In early June 2025, Interior Minister Anas Khattab announced that all known Captagon production facilities across Syria had been dismantled, emphasizing the transitional government's commitment to ending the country's role as a narco-state. However, the UN Office on Drugs and Crime (UNODC) warned that Syria remained a major hub for Captagon production and trafficking, citing concerns that stocks may still be circulating and production could be shifting to new locations such as Libya. Later that month, Syrian security forces seized approximately 3 million Captagon pills and 50 kilograms of hashish following an armed confrontation with smugglers in Al-Jarajir region near the Lebanese border. In the meantime, 1.7 million Captagon pills were seized in eastern Daraa Governorate, packed and prepared for smuggling. In July, the Lebanese Army announced that it had dismantled one of the largest manufacturing plants for Captagon pills in eastern Lebanon, near the Syrian border. In October of that year, officials confiscated 11 million Captagon pills from a car entering southern Homs from Lebanon.

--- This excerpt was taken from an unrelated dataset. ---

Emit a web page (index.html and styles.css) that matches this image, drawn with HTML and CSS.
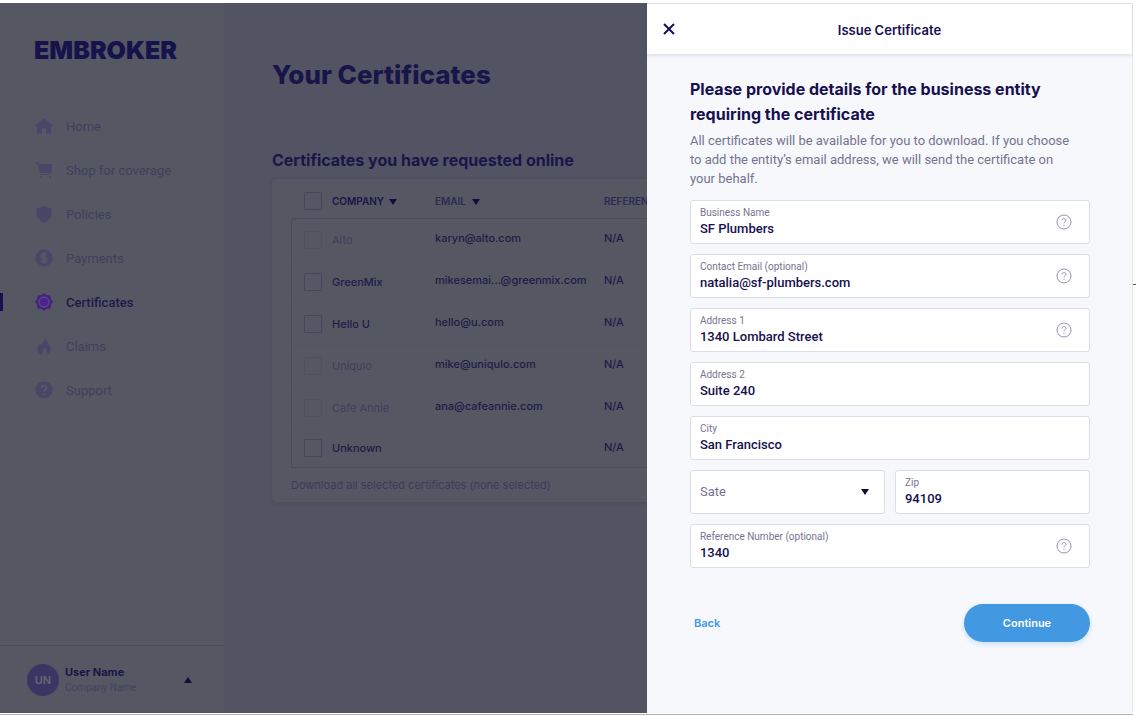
FILE: index.html
```html
<!DOCTYPE html>
<html lang="en">
<head>
  <meta charset="UTF-8">
  <title>Your Certificates</title>
  <meta name="viewport" content="width=device-width,initial-scale=1">
  <link rel="stylesheet" href="styles.css">
</head>
<body>
  <div class="app">
    <!-- Sidebar -->
    <aside class="sidebar">
      <a class="logo" href="#">EMBROKER</a>
      <nav class="nav">
        <a class="nav-item" href="#">
          <svg class="nav-icon" viewBox="0 0 18 18"><path d="M9 1 L18 9 H16 V16.5 H11 V11.5 H7 V16.5 H2 V9 H0 Z"/></svg>
          Home
        </a>
        <a class="nav-item" href="#">
          <svg class="nav-icon" viewBox="0 0 18 18"><path d="M0 1 H3 L4 3 H17 V12 H5 L2.4 2.6 H0 Z"/><path d="M5 13 H16 V14 H5 Z"/><circle cx="6" cy="16" r="1"/><circle cx="15" cy="16" r="1"/></svg>
          Shop for coverage
        </a>
        <a class="nav-item" href="#">
          <svg class="nav-icon" viewBox="0 0 18 18"><path d="M9 .5 C11.5 2.4 14 3 16.5 3 V8.5 C16.5 13 13 16 9 17.7 C5 16 1.5 13 1.5 8.5 V3 C4 3 6.5 2.4 9 .5 Z"/></svg>
          Policies
        </a>
        <a class="nav-item" href="#">
          <svg class="nav-icon" viewBox="0 0 18 18"><circle cx="9" cy="9" r="8.5"/><path class="cut" d="M11.8 6.3 C11.2 5.2 10.2 4.9 9 4.9 C7.4 4.9 6.3 5.7 6.3 6.9 C6.3 9.6 11.8 8.2 11.8 11 C11.8 12.3 10.6 13.1 9 13.1 C7.6 13.1 6.5 12.6 6 11.5 M9 3.3 V14.7"/></svg>
          Payments
        </a>
        <a class="nav-item active" href="#">
          <svg class="nav-icon" viewBox="0 0 18 18"><path d="M9 0 L11.4 2 L15.4 2.6 L16 6.6 L18 9 L16 11.4 L15.4 15.4 L11.4 16 L9 18 L6.6 16 L2.6 15.4 L2 11.4 L0 9 L2 6.6 L2.6 2.6 L6.6 2 Z"/><circle class="ring" cx="9" cy="9" r="5"/></svg>
          Certificates
        </a>
        <a class="nav-item" href="#">
          <svg class="nav-icon" viewBox="0 0 18 18"><path d="M10 0 C10.5 4 15.5 7 15.5 12 C15.5 15 13.5 17 11.5 17.8 C12.5 15 11.5 12.5 9.5 10.5 C9 12.5 6.5 14 7.5 17.8 C4.5 17 2.5 15 2.5 12 C2.5 9 4 8 4.8 6.5 C5.5 7.5 5.6 8.3 5.7 9 C8 7 9.5 4 10 0 Z"/></svg>
          Claims
        </a>
        <a class="nav-item" href="#">
          <svg class="nav-icon" viewBox="0 0 18 18"><circle cx="9" cy="9" r="8.5"/><path class="cut" d="M6.5 7 C6.5 5.4 7.6 4.5 9 4.5 C10.5 4.5 11.6 5.4 11.6 6.8 C11.6 8.6 9 8.7 9 10.6 M9 12.4 V13.9"/></svg>
          Support
        </a>
      </nav>
      <button class="user" type="button">
        <span class="avatar">UN</span>
        <span class="user-info">
          <span class="user-name">User Name</span>
          <span class="user-company">Company Name</span>
        </span>
        <svg class="caret" viewBox="0 0 8 6"><path d="M4 0 L8 6 H0 Z"/></svg>
      </button>
    </aside>

    <!-- Certificates list -->
    <main class="main">
      <h1>Your Certificates</h1>
      <h2>Certificates you have requested online</h2>
      <div class="card">
        <table class="certs">
          <thead>
            <tr>
              <th class="col-check"><input type="checkbox" aria-label="Select all"></th>
              <th class="col-company sorted">COMPANY <svg class="caret" viewBox="0 0 8 6"><path d="M0 0 H8 L4 6 Z"/></svg></th>
              <th class="col-email">EMAIL <svg class="caret" viewBox="0 0 8 6"><path d="M0 0 H8 L4 6 Z"/></svg></th>
              <th>REFERENCE</th>
            </tr>
          </thead>
          <tbody>
            <tr class="off">
              <td><input type="checkbox" aria-label="Alto" disabled></td>
              <td class="company">Alto</td><td>karyn@alto.com</td><td>N/A</td>
            </tr>
            <tr>
              <td><input type="checkbox" aria-label="GreenMix"></td>
              <td class="company">GreenMix</td><td>mikesemai...@greenmix.com</td><td>N/A</td>
            </tr>
            <tr>
              <td><input type="checkbox" aria-label="Hello U"></td>
              <td class="company">Hello U</td><td>hello@u.com</td><td>N/A</td>
            </tr>
            <tr class="off">
              <td><input type="checkbox" aria-label="Uniqulo" disabled></td>
              <td class="company">Uniqulo</td><td>mike@uniqulo.com</td><td>N/A</td>
            </tr>
            <tr class="off">
              <td><input type="checkbox" aria-label="Cafe Annie" disabled></td>
              <td class="company">Cafe Annie</td><td>ana@cafeannie.com</td><td>N/A</td>
            </tr>
            <tr>
              <td><input type="checkbox" aria-label="Unknown"></td>
              <td class="company">Unknown</td><td></td><td>N/A</td>
            </tr>
          </tbody>
        </table>
        <p class="download">Download all selected certificates (none selected)</p>
      </div>
    </main>

    <!-- Issue certificate drawer -->
    <section class="drawer" aria-labelledby="drawer-title">
      <header class="drawer-header">
        <button class="close" type="button" aria-label="Close">
          <svg viewBox="0 0 12 12"><path d="M1 1 L11 11 M11 1 L1 11"/></svg>
        </button>
        <h2 id="drawer-title">Issue Certificate</h2>
      </header>
      <form class="drawer-body">
        <h3>Please provide details for the business entity requiring the certificate</h3>
        <p class="intro">All certificates will be available for you to download. If you choose to add the entity’s email address, we will send the certificate on your behalf.</p>

        <div class="fields">
          <div class="field">
            <div class="field-text">
              <label for="business">Business Name</label>
              <input id="business" type="text" value="SF Plumbers">
            </div>
            <button class="help" type="button" aria-label="Help"><svg viewBox="0 0 16 16"><circle cx="8" cy="8" r="7"/><path d="M6 6.5 C6 5.2 6.9 4.5 8 4.5 C9.2 4.5 10 5.2 10 6.3 C10 7.7 8 7.8 8 9.3 M8 10.7 V11.9"/></svg></button>
          </div>
          <div class="field">
            <div class="field-text">
              <label for="email">Contact Email (optional)</label>
              <input id="email" type="email" value="natalia@sf-plumbers.com">
            </div>
            <button class="help" type="button" aria-label="Help"><svg viewBox="0 0 16 16"><circle cx="8" cy="8" r="7"/><path d="M6 6.5 C6 5.2 6.9 4.5 8 4.5 C9.2 4.5 10 5.2 10 6.3 C10 7.7 8 7.8 8 9.3 M8 10.7 V11.9"/></svg></button>
          </div>
          <div class="field">
            <div class="field-text">
              <label for="address1">Address 1</label>
              <input id="address1" type="text" value="1340 Lombard Street">
            </div>
            <button class="help" type="button" aria-label="Help"><svg viewBox="0 0 16 16"><circle cx="8" cy="8" r="7"/><path d="M6 6.5 C6 5.2 6.9 4.5 8 4.5 C9.2 4.5 10 5.2 10 6.3 C10 7.7 8 7.8 8 9.3 M8 10.7 V11.9"/></svg></button>
          </div>
          <div class="field">
            <div class="field-text">
              <label for="address2">Address 2</label>
              <input id="address2" type="text" value="Suite 240">
            </div>
          </div>
          <div class="field">
            <div class="field-text">
              <label for="city">City</label>
              <input id="city" type="text" value="San Francisco">
            </div>
          </div>
          <div class="field-row">
            <div class="field">
              <select id="state" aria-label="Sate">
                <option>Sate</option>
              </select>
              <svg class="caret" viewBox="0 0 8 6"><path d="M0 0 H8 L4 6 Z"/></svg>
            </div>
            <div class="field">
              <div class="field-text">
                <label for="zip">Zip</label>
                <input id="zip" type="text" value="94109">
              </div>
            </div>
          </div>
          <div class="field">
            <div class="field-text">
              <label for="reference">Reference Number (optional)</label>
              <input id="reference" type="text" value="1340">
            </div>
            <button class="help" type="button" aria-label="Help"><svg viewBox="0 0 16 16"><circle cx="8" cy="8" r="7"/><path d="M6 6.5 C6 5.2 6.9 4.5 8 4.5 C9.2 4.5 10 5.2 10 6.3 C10 7.7 8 7.8 8 9.3 M8 10.7 V11.9"/></svg></button>
          </div>
        </div>

        <div class="actions">
          <button class="back" type="button">Back</button>
          <button class="continue" type="submit">Continue</button>
        </div>
      </form>
    </section>
  </div>
</body>
</html>
```
FILE: styles.css
```css
:root {
  --navy: #17104f;
  --dim-bg: #525463;
  --dim-panel: #555763;
  --dim-line: #4a4b61;
  --dim-text: #3f3f5e;
  --dim-muted: #434360;
  --dim-navy: #181548;
  --text-muted: #77738f;
  --line: #dcdde9;
  --blue: #4299e1;
  --body-font: Roboto, "Liberation Sans", sans-serif;
}
* { box-sizing: border-box; margin: 0; padding: 0; }
body {
  font-family: Inter, "Liberation Sans", sans-serif;
  font-size: 13px; color: var(--navy); background: #fff;
  min-height: 100vh; padding: 3px 3px 2px 0;
  display: flex;
}
a { color: inherit; text-decoration: none; }
button { font: inherit; color: inherit; background: none; border: none; cursor: pointer; }

.app {
  position: relative; flex: 1; min-width: 0;
  display: flex; overflow: hidden;
  background: var(--dim-bg);
  border-bottom: 1px solid #fff;
  box-shadow: 0 1px 0 #b4b4b8;
}
body::after {
  content: ""; position: absolute; right: 0; top: 284px;
  width: 3px; height: 1px; background: #555;
}

/* Sidebar */
.sidebar {
  flex: 0 0 224px; display: flex; flex-direction: column;
  background: var(--dim-panel);
}
.logo {
  font-weight: 900; font-size: 25px; line-height: 32px;
  color: #15124c; padding: 31px 0 0 34px;
}
.nav { margin-top: 38px; font-family: var(--body-font); }
.nav-item {
  display: flex; align-items: center; gap: 13px;
  height: 44px; padding-left: 35px; color: var(--dim-text);
}
.nav-icon { width: 18px; height: 18px; fill: #484768; }
.nav-icon .cut { fill: none; stroke: var(--dim-panel); stroke-width: 2; }
.nav-item.active {
  color: #1d1a4a; font-weight: 500;
  background: linear-gradient(#17104f, #17104f) 0 center / 3px 18px no-repeat;
}
.active .nav-icon { fill: #45237f; }
.active .ring { fill: #4a2488; stroke: #655790; stroke-width: 1; }
.user {
  margin-top: auto; height: 68px; padding: 0 32px 0 27px;
  display: flex; align-items: center; gap: 6px; text-align: left;
  border-top: 1px solid #494a60;
}
.avatar {
  width: 32px; height: 32px; border-radius: 50%;
  background: #3b3564; color: #666577;
  font-size: 11px; font-weight: 600; line-height: 32px; text-align: center;
}
.user-info { flex: 1; display: flex; flex-direction: column; line-height: 16px; }
.user-name { font-size: 11px; font-weight: 700; color: var(--dim-navy); }
.user-company { font-family: var(--body-font); font-size: 10px; color: var(--dim-muted); }
.caret { width: 8px; height: 6px; fill: #100c3c; }

/* Certificates list */
.main { flex: 1; min-width: 0; padding: 54px 0 0 48px; color: var(--dim-navy); }
.main h1 { font-size: 26px; line-height: 36px; font-weight: 800; }
.main h2 { font-size: 16px; line-height: 24px; font-weight: 700; margin-top: 55px; }
.card {
  margin-top: 7px; padding: 5px 18px 0 19px;
  height: 323px;
  background: var(--dim-panel); border-radius: 4px;
  box-shadow: 0 1px 4px rgba(30, 30, 70, 0.15);
}
.certs {
  width: 100%; table-layout: fixed;
  border-collapse: separate; border-spacing: 0;
  font-size: 11px; font-weight: 500; color: #1e1c46;
}
.certs th { height: 34px; font-size: 10px; font-weight: 600; text-align: left; color: #2b2a50; }
.certs th.sorted { color: var(--dim-navy); }
.certs th .caret { margin-left: 3px; }
.col-check { width: 41px; }
.col-company { width: 103px; }
.col-email { width: 169px; }
.certs th.col-check, .certs td:first-child { padding-left: 13px; }
.certs td { height: 42px; border-top: 1px solid #535564; padding-bottom: 3px; }
.certs td.company, .certs td:first-child { padding-bottom: 0; }
.certs td:first-child { border-left: 1px solid var(--dim-line); padding-left: 12px; }
.certs tbody tr:first-child td { border-top-color: var(--dim-line); }
.certs tbody tr:first-child td:first-child { border-top-left-radius: 4px; }
.certs tbody tr:last-child td { height: 40px; border-bottom: 1px solid var(--dim-line); }
.certs input {
  appearance: none; display: block; width: 18px; height: 18px;
  border: 1px solid #46465f; border-radius: 1px;
}
.certs input:disabled { border-color: #4f5062; }
.off .company { color: #3f3f5c; font-weight: 400; }
.download { font-size: 11px; line-height: 16px; margin-top: 9px; color: #3c3b5c; }

/* Issue certificate drawer */
.drawer {
  position: absolute; top: 0; right: 0; bottom: 0; width: 42.9%;
  display: flex; flex-direction: column; background: #f6f8fc;
  border: 1px solid #e6e7ec; border-width: 1px 1px 0 0;
}
.drawer-header {
  display: flex; align-items: center; height: 50px; padding: 0 16px;
  background: #fff; box-shadow: 0 1px 4px rgba(40, 40, 80, 0.16);
}
.drawer-header h2 { flex: 1; font-size: 13px; font-weight: 600; line-height: 18px; text-align: center; padding: 2px 12px 0 0; }
.close { width: 12px; height: 12px; }
.close svg { display: block; fill: none; stroke: var(--navy); stroke-width: 2; }
.drawer-body { padding: 23px 42px 24px 43px; }
.drawer-body h3 { font-size: 16px; line-height: 25px; font-weight: 700; }
.intro { font-family: var(--body-font); line-height: 19px; margin-top: 4px; padding-right: 14px; color: var(--text-muted); }
.fields { display: flex; flex-direction: column; gap: 10px; margin-top: 12px; }
.field-row { display: grid; grid-template-columns: 1fr 1fr; gap: 10px; }
.field {
  display: flex; align-items: center; height: 44px; padding: 0 17px 0 9px;
  font-family: var(--body-font);
  background: #fff; border: 1px solid var(--line); border-radius: 3px;
}
.field-text { flex: 1; min-width: 0; display: flex; flex-direction: column; }
.field label { font-size: 10px; line-height: 14px; color: var(--text-muted); }
.field input, .field select {
  width: 100%; border: none; outline: none; background: none; appearance: none;
  font: inherit; font-weight: 500; line-height: 18px; height: 18px; color: var(--navy);
}
.field select { font-weight: 400; color: var(--text-muted); }
.field .caret { flex: none; margin-right: -2px; }
.help { width: 16px; height: 16px; }
.help svg { display: block; fill: none; stroke: #9592a8; stroke-width: 1; }
.actions { display: flex; justify-content: space-between; align-items: center; margin-top: 36px; }
.back, .continue { font-size: 11px; font-weight: 600; }
.back { color: var(--blue); padding: 8px 4px; }
.continue {
  width: 126px; height: 38px; border-radius: 19px;
  background: var(--blue); color: #fff;
  box-shadow: 0 2px 5px rgba(66, 153, 225, 0.25);
}
```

In January 2026, Syria's Narcotics Department, working with Iraq's General Directorate for Narcotics and Psychotropic Substances Affairs, conducted a joint security operation targeting an international drug trafficking network, resulting in the seizure of approximately 2.5 million Captagon pills and several arrests in both countries. In early February 2026, Syrian authorities, again in coordination with Iraqi counterparts, announced the seizure of about 300,000 Captagon tablets in Homs governorate and the arrest of two suspects, one of whom was wanted internationally for drug trafficking. Later that month, cooperation between Iraqi and Syrian authorities led to the confiscation of 400,000 pills in Homs province that were about to be exported.